Another Roadmap has also been the subject of discussions at steering  committee meetings for the Arts Education in Africa – towards Policies and Practices research project. This steering committee comprises representatives from a number of organisations, including the Goethe-Institut, Johannesburg, the African Union-NEPAD Education desk and the Arterial Network. The potential intersecting of these projects, particularly with regard to the identifying of more radical arts education models in African contexts, is one which we seek to foster.

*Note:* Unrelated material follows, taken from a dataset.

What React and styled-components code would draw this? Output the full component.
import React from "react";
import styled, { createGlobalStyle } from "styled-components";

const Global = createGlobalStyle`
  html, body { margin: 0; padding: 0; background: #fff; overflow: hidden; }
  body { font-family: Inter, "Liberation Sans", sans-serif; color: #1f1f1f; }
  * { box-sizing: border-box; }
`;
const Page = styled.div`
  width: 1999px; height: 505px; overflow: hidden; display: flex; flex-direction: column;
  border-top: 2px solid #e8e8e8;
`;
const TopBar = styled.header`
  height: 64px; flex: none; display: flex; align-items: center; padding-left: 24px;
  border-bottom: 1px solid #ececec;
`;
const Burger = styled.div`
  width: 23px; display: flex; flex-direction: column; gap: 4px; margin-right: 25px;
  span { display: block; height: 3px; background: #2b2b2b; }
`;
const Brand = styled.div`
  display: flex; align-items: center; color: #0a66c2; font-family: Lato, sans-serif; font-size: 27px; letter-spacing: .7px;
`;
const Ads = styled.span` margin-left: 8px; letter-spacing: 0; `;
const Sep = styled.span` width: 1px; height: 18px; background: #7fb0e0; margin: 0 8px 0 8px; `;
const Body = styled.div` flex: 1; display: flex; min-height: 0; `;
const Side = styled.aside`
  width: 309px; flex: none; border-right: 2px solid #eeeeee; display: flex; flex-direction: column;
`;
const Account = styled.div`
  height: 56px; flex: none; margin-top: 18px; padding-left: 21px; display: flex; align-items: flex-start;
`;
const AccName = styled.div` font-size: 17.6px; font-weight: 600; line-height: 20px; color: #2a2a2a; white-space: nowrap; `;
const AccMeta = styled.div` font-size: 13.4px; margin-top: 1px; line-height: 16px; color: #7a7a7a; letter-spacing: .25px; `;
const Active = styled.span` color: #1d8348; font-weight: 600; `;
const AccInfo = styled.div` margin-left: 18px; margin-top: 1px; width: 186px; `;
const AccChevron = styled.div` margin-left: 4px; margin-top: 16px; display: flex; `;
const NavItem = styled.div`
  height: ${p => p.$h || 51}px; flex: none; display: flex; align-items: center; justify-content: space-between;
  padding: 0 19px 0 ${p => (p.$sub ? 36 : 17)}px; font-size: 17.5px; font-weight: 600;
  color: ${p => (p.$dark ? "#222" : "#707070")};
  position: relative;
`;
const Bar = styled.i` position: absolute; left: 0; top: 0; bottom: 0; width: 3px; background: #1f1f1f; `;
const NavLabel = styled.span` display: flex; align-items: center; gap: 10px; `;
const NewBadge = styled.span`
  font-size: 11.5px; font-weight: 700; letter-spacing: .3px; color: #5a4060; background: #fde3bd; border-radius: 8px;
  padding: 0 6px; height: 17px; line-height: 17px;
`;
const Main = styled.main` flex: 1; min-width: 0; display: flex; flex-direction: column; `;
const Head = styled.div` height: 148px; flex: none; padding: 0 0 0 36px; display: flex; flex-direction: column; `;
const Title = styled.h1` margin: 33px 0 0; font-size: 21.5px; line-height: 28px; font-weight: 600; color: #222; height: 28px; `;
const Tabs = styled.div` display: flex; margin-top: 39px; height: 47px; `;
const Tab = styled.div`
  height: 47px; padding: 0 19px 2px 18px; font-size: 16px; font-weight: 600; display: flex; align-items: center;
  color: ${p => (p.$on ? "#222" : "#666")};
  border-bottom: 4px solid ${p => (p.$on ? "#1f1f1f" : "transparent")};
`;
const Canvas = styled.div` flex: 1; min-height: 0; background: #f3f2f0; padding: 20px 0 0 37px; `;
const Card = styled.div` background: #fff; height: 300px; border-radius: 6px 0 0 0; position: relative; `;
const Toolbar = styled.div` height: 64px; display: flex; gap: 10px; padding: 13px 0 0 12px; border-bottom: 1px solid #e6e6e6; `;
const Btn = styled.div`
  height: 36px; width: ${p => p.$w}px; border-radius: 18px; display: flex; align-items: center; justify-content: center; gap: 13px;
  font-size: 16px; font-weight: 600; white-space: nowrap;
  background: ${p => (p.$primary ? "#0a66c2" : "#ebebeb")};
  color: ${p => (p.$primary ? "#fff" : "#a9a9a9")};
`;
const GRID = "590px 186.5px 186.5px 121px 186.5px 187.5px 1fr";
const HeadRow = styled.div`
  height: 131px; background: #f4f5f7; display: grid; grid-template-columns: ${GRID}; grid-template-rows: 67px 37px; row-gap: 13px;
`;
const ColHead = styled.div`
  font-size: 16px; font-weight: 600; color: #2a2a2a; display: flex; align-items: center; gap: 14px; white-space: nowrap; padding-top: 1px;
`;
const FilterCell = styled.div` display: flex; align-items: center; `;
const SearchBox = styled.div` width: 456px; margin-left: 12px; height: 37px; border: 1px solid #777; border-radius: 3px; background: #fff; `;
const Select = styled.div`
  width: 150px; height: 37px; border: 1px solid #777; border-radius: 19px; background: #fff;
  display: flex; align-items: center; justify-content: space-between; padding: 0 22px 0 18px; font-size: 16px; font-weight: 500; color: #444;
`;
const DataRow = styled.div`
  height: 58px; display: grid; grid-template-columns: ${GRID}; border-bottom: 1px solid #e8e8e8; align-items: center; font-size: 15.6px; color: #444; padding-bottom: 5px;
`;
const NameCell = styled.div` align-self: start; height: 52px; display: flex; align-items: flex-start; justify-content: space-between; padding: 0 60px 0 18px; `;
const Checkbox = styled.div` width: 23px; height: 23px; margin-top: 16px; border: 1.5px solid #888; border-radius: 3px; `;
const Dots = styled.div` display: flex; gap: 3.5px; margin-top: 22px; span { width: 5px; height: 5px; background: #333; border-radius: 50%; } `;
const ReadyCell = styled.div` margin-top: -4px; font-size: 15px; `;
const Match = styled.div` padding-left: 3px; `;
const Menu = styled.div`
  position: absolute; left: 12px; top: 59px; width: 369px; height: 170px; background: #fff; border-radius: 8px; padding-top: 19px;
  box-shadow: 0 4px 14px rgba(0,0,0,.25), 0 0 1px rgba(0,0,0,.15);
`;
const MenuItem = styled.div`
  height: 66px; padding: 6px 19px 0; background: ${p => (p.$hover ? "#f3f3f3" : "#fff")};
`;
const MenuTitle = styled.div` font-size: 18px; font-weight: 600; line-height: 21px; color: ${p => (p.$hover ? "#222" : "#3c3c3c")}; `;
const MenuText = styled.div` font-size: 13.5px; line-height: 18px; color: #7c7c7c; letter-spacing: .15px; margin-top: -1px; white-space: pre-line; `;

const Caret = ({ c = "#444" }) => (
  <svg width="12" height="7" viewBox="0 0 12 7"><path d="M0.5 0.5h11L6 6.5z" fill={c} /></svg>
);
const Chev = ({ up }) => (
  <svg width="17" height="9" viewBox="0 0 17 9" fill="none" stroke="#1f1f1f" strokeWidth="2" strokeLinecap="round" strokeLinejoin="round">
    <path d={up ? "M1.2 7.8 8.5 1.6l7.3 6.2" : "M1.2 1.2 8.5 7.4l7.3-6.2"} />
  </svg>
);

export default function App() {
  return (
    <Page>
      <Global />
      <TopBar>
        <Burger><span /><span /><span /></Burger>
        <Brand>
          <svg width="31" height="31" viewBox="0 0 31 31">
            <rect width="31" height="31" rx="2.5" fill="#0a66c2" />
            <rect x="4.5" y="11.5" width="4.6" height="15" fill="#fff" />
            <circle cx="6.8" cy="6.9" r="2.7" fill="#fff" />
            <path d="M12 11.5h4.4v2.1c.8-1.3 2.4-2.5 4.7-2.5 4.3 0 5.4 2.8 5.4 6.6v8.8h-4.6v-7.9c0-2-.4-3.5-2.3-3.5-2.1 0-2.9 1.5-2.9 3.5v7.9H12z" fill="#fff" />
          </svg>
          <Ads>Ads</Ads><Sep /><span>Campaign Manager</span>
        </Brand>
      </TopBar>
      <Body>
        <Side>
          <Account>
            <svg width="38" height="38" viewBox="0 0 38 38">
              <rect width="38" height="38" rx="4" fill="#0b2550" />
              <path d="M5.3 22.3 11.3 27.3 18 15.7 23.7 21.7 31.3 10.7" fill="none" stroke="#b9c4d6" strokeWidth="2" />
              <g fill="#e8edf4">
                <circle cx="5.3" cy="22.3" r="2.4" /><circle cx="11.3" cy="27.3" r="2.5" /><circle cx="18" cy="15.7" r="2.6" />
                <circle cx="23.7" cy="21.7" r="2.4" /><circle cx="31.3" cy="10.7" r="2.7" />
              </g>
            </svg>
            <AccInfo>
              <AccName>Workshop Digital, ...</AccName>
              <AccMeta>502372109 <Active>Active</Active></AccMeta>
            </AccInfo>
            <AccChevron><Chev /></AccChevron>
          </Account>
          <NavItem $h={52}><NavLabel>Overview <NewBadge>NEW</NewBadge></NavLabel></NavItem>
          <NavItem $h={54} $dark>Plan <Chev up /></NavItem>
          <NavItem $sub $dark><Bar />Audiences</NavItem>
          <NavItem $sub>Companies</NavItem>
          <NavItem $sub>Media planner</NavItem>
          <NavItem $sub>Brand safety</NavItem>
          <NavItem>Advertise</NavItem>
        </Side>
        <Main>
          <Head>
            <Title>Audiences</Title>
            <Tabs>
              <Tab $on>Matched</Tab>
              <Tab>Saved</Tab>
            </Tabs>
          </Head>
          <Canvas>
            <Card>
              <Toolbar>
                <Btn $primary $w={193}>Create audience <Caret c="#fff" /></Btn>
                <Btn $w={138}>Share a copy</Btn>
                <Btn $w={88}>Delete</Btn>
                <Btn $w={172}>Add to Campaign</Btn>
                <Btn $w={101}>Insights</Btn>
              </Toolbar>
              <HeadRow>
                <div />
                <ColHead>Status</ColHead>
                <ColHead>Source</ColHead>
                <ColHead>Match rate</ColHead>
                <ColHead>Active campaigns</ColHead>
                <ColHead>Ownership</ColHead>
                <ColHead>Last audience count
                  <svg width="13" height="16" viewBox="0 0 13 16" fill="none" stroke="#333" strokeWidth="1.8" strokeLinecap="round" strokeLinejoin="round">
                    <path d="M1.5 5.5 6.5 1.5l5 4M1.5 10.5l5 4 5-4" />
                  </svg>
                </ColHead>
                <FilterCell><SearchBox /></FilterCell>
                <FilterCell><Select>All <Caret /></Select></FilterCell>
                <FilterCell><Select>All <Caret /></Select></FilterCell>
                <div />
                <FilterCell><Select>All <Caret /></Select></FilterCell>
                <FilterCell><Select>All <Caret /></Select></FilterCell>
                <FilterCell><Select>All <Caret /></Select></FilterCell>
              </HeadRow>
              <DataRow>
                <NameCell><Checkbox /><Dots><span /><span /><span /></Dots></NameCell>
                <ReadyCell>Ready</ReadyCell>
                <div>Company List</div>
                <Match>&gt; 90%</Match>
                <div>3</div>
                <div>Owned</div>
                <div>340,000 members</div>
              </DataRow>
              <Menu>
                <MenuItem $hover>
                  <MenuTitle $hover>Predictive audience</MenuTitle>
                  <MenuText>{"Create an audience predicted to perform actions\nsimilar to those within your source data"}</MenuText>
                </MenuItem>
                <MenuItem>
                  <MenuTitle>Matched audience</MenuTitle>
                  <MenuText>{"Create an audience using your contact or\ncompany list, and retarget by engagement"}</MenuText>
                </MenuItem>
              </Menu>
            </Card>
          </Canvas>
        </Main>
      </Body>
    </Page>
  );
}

The Wits School of Arts will be involved in the following research activities which directly contribute to the global project:

1. An in-depth account of the histories of arts education in South and Southern Africa towards the goal of proposing alternative practices at primary, secondary and tertiary levels. The initial phase of this project has involved compiling a comprehensive  literature review of existing material including journal and magazine articles, books, curriculum documents, policy documents and interviews. At the same time, the research group acknowledges that there is much material that does not exist in written form that remains critical to this project. Following this initial phase, the research group aims to surface how arts education has come to exist in the form it does, in the southern African context. Here we are interested in how models of arts education have migrated from other locations and found purchase here. Examples include, but are not limited to the South Kensington, Bauhaus, Black Mountain and Reggio Emilia “systems”. In addition, we give attention to how Christian National Education and Fundamental Pedagogics have impacted arts education. People’s Education, and more specifically the Medu Ensemble, are included in the study as models that remain pertinent to a reconceptualising of arts education and a “speaking back” to, and “with”, the migrated models. In doing this, we problematise notions of “arts education” and “the school”.

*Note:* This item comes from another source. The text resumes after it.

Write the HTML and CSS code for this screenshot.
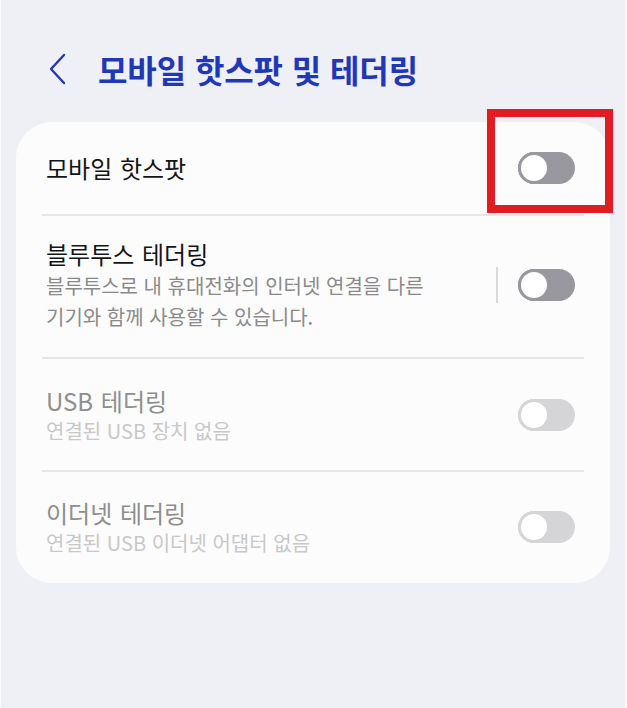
FILE: index.html
```html
<!DOCTYPE html>
<html lang="ko">
<head>
<meta charset="utf-8">
<link rel="stylesheet" href="styles.css">
</head>
<body>
<div class="screen">
  <header class="appbar">
    <svg class="back" width="18" height="32" viewBox="0 0 18 32"><path d="M16 2 L3 16 L16 30" fill="none" stroke="#1f37b9" stroke-width="2.4" stroke-linecap="round" stroke-linejoin="round"/></svg>
    <h1 class="title">모바일 핫스팟 및 테더링</h1>
  </header>
  <section class="card">
    <div class="row row-first">
      <div class="text"><div class="label">모바일 핫스팟</div></div>
      <div class="switch"><span class="thumb"></span></div>
    </div>
    <div class="divider"></div>
    <div class="row row-bt">
      <div class="text">
        <div class="label">블루투스 테더링</div>
        <div class="sub">블루투스로 내 휴대전화의 인터넷 연결을 다른<br>기기와 함께 사용할 수 있습니다.</div>
      </div>
      <div class="sep"></div>
      <div class="switch"><span class="thumb"></span></div>
    </div>
    <div class="divider"></div>
    <div class="row row-dis">
      <div class="text">
        <div class="label">USB 테더링</div>
        <div class="sub">연결된 USB 장치 없음</div>
      </div>
      <div class="switch off"><span class="thumb"></span></div>
    </div>
    <div class="divider"></div>
    <div class="row row-dis row-last">
      <div class="text">
        <div class="label">이더넷 테더링</div>
        <div class="sub">연결된 USB 이더넷 어댑터 없음</div>
      </div>
      <div class="switch off"><span class="thumb"></span></div>
    </div>
  </section>
  <div class="highlight"></div>
</div>
</body>
</html>
```

FILE: styles.css
```css
* { box-sizing: border-box; margin: 0; padding: 0; }
html, body { width: 627px; height: 708px; overflow: hidden; }
body {
  background: #eff0f5;
  font-family: "Noto Sans CJK KR", "Noto Sans", sans-serif;
}
.screen {
  position: relative;
  width: 627px;
  height: 708px;
  border-left: 1px solid #fbfbfd;
  border-right: 2px solid #fbfbfd;
}
.appbar {
  display: flex;
  align-items: center;
  height: 122px;
  padding: 16px 0 0 47px;
}
.back { flex: none; margin-right: 32px; }
.title {
  font-size: 32px;
  font-weight: 700;
  color: #1f37b9;
  letter-spacing: -0.1px;
  line-height: 1;
}
.card {
  margin: 0 15px 0 15px;
  background: #fcfcfd;
  border-radius: 36px;
  padding: 0 35px 0 30px;
}
.row {
  display: flex;
  align-items: center;
}
.text { flex: 1; }
.label {
  font-size: 24px;
  color: #141414;
  line-height: 32px;
  word-spacing: 1px;
}
.sub {
  font-size: 20px;
  color: #8a8a8a;
  line-height: 31px;
}
.row-first { height: 92px; }
.row-bt { height: 141px; padding-bottom: 4px; }
.row-dis { height: 111px; }
.row-dis .label { color: #8e8e8e; }
.row-dis .sub { color: #c8c8c8; line-height: 28px; }
.row-last { padding-bottom: 2px; }
.divider {
  height: 2px;
  background: #e6e6e8;
  margin: 0 -9px 0 -4px;
}
.sep {
  width: 2px;
  height: 36px;
  background: #dadadc;
  margin-right: 20px;
}
.switch {
  flex: none;
  width: 57px;
  height: 32px;
  border-radius: 16px;
  background: #98989e;
  position: relative;
}
.thumb {
  position: absolute;
  left: 0;
  top: 0;
  width: 32px;
  height: 32px;
  border-radius: 50%;
  background: #fff;
  border: 3.5px solid #98989e;
}
.switch.off { background: #d5d5d7; }
.switch.off .thumb { border-color: #d5d5d7; }
.highlight {
  position: absolute;
  left: 486px;
  top: 109px;
  width: 126px;
  height: 104px;
  border: 8px solid #e31c21;
}
```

2. A linking of the Another Roadmap critique of the UNESCO Road Map for Arts Education to an arts education policy formulation process being undertaken by the Visual Arts Network of South Africa (VANSA) for the Gauteng  Provincial Department of Education, South Africa. This is linked to one of the key questions raised in the 2012 workshop meetings around how the Another Road Map process becomes engaged in practices. Here we aim to directly impact policy decisions relating to arts education in the province.

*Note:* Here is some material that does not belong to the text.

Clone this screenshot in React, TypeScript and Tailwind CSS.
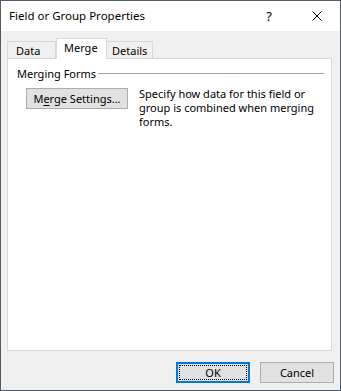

3. A series of short-term projects involving cohorts of Wits School of Arts Fine Arts students in an active and critical engagement with the UNESCO Road Map for Arts Education document with the view to producing practices which engage school and community teaching and learning environments in and around Johannesburg, South Africa.


4. The identification of case studies which supplement the major histories of arts education research project and offer examples of alternative models for arts education. The primary case study will be that of the Drama for Life programme at the Wits School of Arts. Other case studies include the Keleketla Library “after school” project based at the Drill Hall in Johannesburg, and the Market Photo Workshop project in Newtown, Johannesburg.